После долгой ссылки он прибыл в Петербург. Государыня, «за невинное протерпение» Шубиным долголетних мучений одной из самых изысканных сибирских ссылок, произвела его прямо в генерал-майоры и лейб-гвардий семеновского полка в майоры, да, кроме того, пожаловала ему александровскую ленту. Затем Шубин пожалован был богатыми вотчинами, и в том числе ему дали село Работки, на Волге, в макарьевском уезде нижегородской губернии, где теперь часто пристают пароходы, постоянно снующие по Волге, и где до сих пор можно услышать от местных жителей предание об императрице Елизавете Петровне, о любви ее к Шубину и о благородном характере этого последнего.

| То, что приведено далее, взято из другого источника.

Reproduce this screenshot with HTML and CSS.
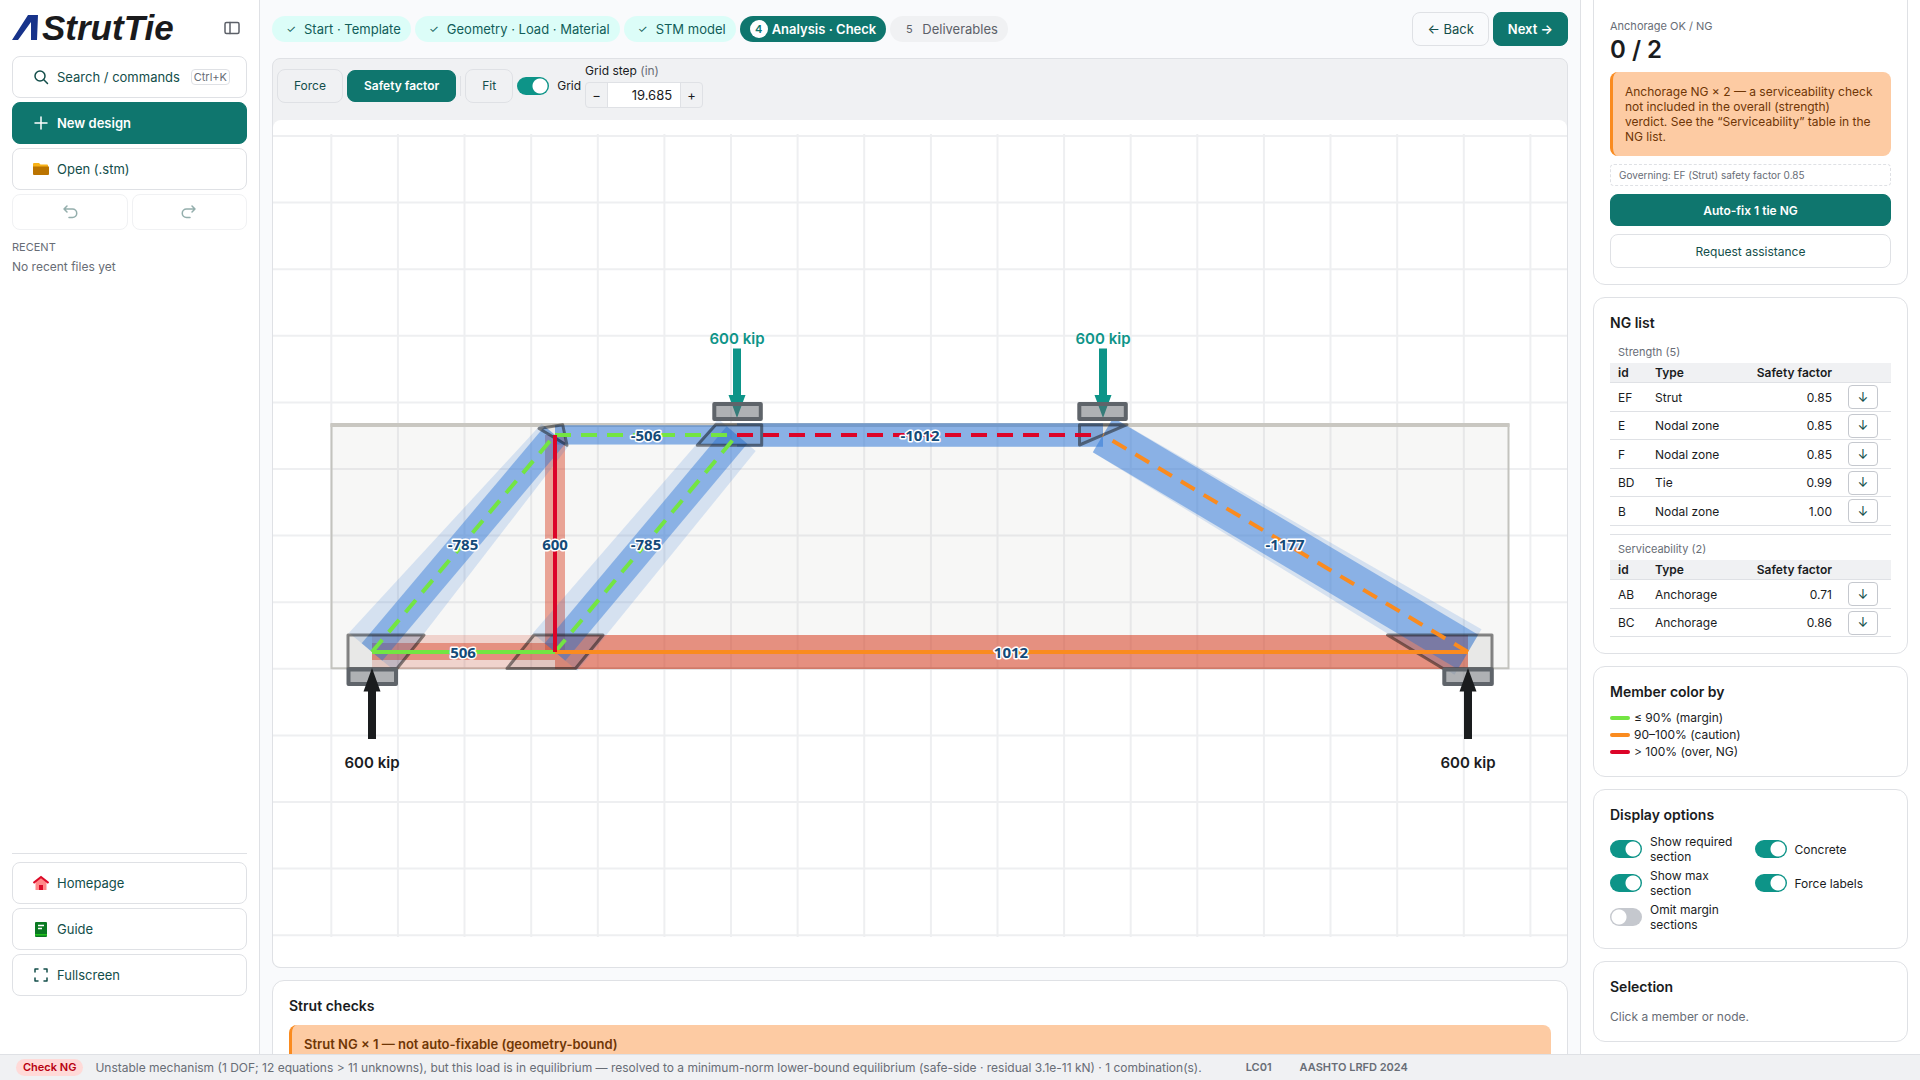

Этот первый любимец Елизаветы Петровны недолго, впрочем, оставался при дворе, где его место уже занято было более чем он счастливым соперником – Разумовским. Притом же Камчатка и физически и морально добила Шубина: он весь погрузился в набожность, дошедшую до аскетизма, и в 1744-м году просил увольнения от службы. Императрица согласилась на удовлетворение его просьбы. Прощаясь с человеком, который когда-то был ей очень дорог, она подарила ему драгоценный образ Спасителя и часть ризы Господней. Священные сокровища эти до сих пор хранятся в Работках в местной приходской церкви, как историческая память о дочери Петра Великого.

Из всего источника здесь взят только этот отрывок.